Against this backdrop, policy-makers must decide whether to allow Chinese off-the-shelf providers to prevail or if it is more appropriate to delay the fielding of 5G in order for trusted vendors to be able to offer a safer and more secure alternative. It is indeed an unprecedented dilemma for our policy-makers, accustomed to a Western technological superiority that is now increasingly challenged in every domain, and to free-market dogmas that mandated the globalization of supply chains. Responses have so far been diverse. Some Western countries delayed the acquisition of 5G technology altogether, while some others tried to distinguish between “core” and “non-core” parts of the networks, assuming it will be possible to procure Chinese 5G technology for the latter. Some states, also, decided to impose specific security standards for ICT components for specific sectors of national security importance. Many others have yet to say the final word, and have so far changed their position a few times.
National security concerns normally prevail without too much hassle over market or economic development considerations, especially where there is so much public attention. The issue of Chinese 5G, on the other hand, seems to be of a different kind. Is it because the West cannot accept delaying the digital transformation enabled by 5G, no matter what? Is it because of the very significant investments that Chinese providers are willing to make in Western infrastructure? Or is it because, after Snowden’s revelations, the public opinions of Europe believe that, since everyone hacks, it does not really make a difference who to trust, especially in the absence of concrete proofs that the Chinese government used its ascendancy over Huawei and ZTE to hack data? Maybe the answer is a combination of both these reasons, or maybe the fact is that there is simply a general lack of awareness about the threats stemming from cyberspace, and possibly also about the reasons, the bearings and the practical implications of the ongoing new Great Power Competition.

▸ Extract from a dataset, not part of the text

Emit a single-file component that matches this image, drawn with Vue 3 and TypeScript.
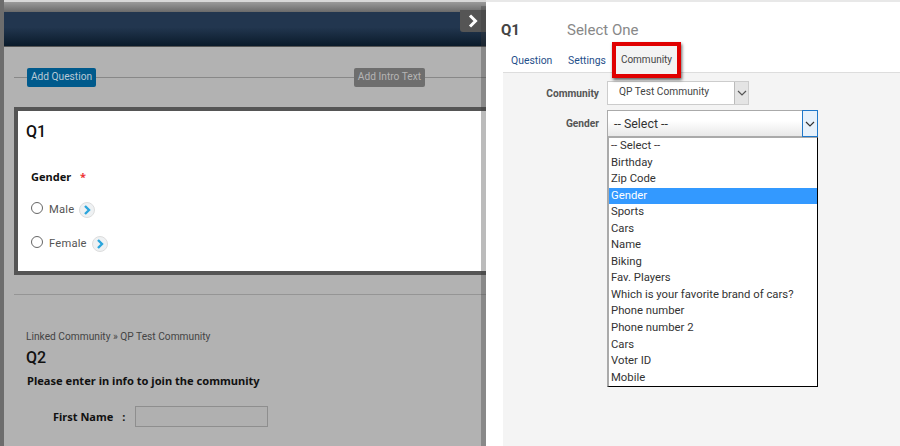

This lack of awareness is understandable: cyberspace is the domain of ambiguity, where it is impossible to understand and anticipate the motivation and the scope of a cyber campaign without considering the strategic, political and operational context in which it occurs. The difficulty in attributing the cyberattacks, together with the widespread recourse in cyberspace to falsely flag computer network operations, make it difficult to know “what is really going on” in the cyber domain, and to make sense out of it. Cybercrime, hacktivism, intelligence and military computer network operations, all share the same domain and they all use the same tactics, techniques and procedures, and they all exploit the same vulnerabilities. Cyberspace has therefore become the domain of choice for destabilising campaigns and engaging in hostile activities that would be simply unsustainable in the conventional realm. National intelligence communities usually are better placed and equipped to handle sensible information and grasp the complexity “behind the curtains” of the ongoing confrontation in the cyber domain – but this is also another reason why an in-depth understanding of cyber affairs is not easily accessible to the general public, or even at the institutional level.

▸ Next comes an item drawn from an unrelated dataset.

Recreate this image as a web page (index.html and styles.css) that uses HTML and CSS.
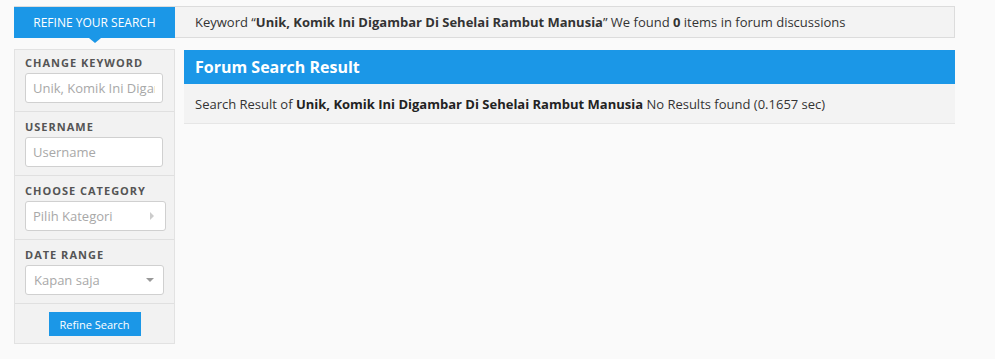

If what happens “in and around” cyberspace is already difficult to know and to understand, and much harder is to picture how the world will transform in just a few years given the rapidly of technological progress, what complicates the picture even further on the issue of 5G is the traditional unfamiliarity of public opinions with matters of foreign affairs and international security. Questions of international security are rarely on the top of the political agenda or make headlines, and world public opinions do not seem very much concerned about the resurgence of the Great Power Competition or the comeback of strategic instability. It is little wonder, therefore, that the ongoing decoupling of the global ICT supply chain does not attract great attention outside of specialists’ circles. It is, instead, a crucial development in today’s international security environment.
We are undergoing a digital revolution that has already brought about paradigmatic changes to the theory and practice of international security – and we are just at the beginning. Progress in the field of Artificial Intelligence, for example, will soon permit the automation of weapon systems (even those of cyberspace) and the most efficient planning of operations; it will allow public opinion to be manipulated far more effectively through deep-fakes and cyber-enabled information warfare, and will exponentially increase the speed of future conflicts. Tomorrow’s hyperwars will be fought by machines with autonomous decision-making capabilities; “algorithmic warfare” will become the norm. In this new strategic environment, it is more important than ever to maintain the technological superiority historically associated with the Western hegemony over the international system, which is now threatened by the advance of political models alternative to, and in direct competition with, the West.
Mobilisation to maintain technological and cyber superiority is at the origin of the ongoing global decoupling of the hardware and software ICT supply chains. It is also provoking the gradual building of barriers to technology transfer and the proliferation of national safeguards against foreign technological products and services, resulting in a global normative patchwork. Not only in the West: Beijing, for instance, recently decided to replace all the hardware and software used by public bodies with domestically-produced technology. In this competition between Great Powers, even Internet traffic is segmented by different, interconnected – but, if necessary, independent - systems: China erected its Great Firewall, and Russian networks can now, by law, be segregated in case of need. These developments are the result of competition between opposing blocks, and they simultaneously intensify that same competition.
The more important privacy, accessibility and integrity of data become to national security, the more urgent it is for states to bolster cybersecurity and the more potentially advantageous offensive actions in cyberspace and on the ICT supply chain become. Cyber power and the control over ICT networks and data are hence simply another dimension of 21st century sovereignty. In this sense, even if the Chinese 5G connectivity were demonstrated to be safe, secure and reliable, it will grant Beijing a valuable access to data which is, in itself, an enabler for cyber power. In times of Great Power Competition and digital revolution, this might be problematic.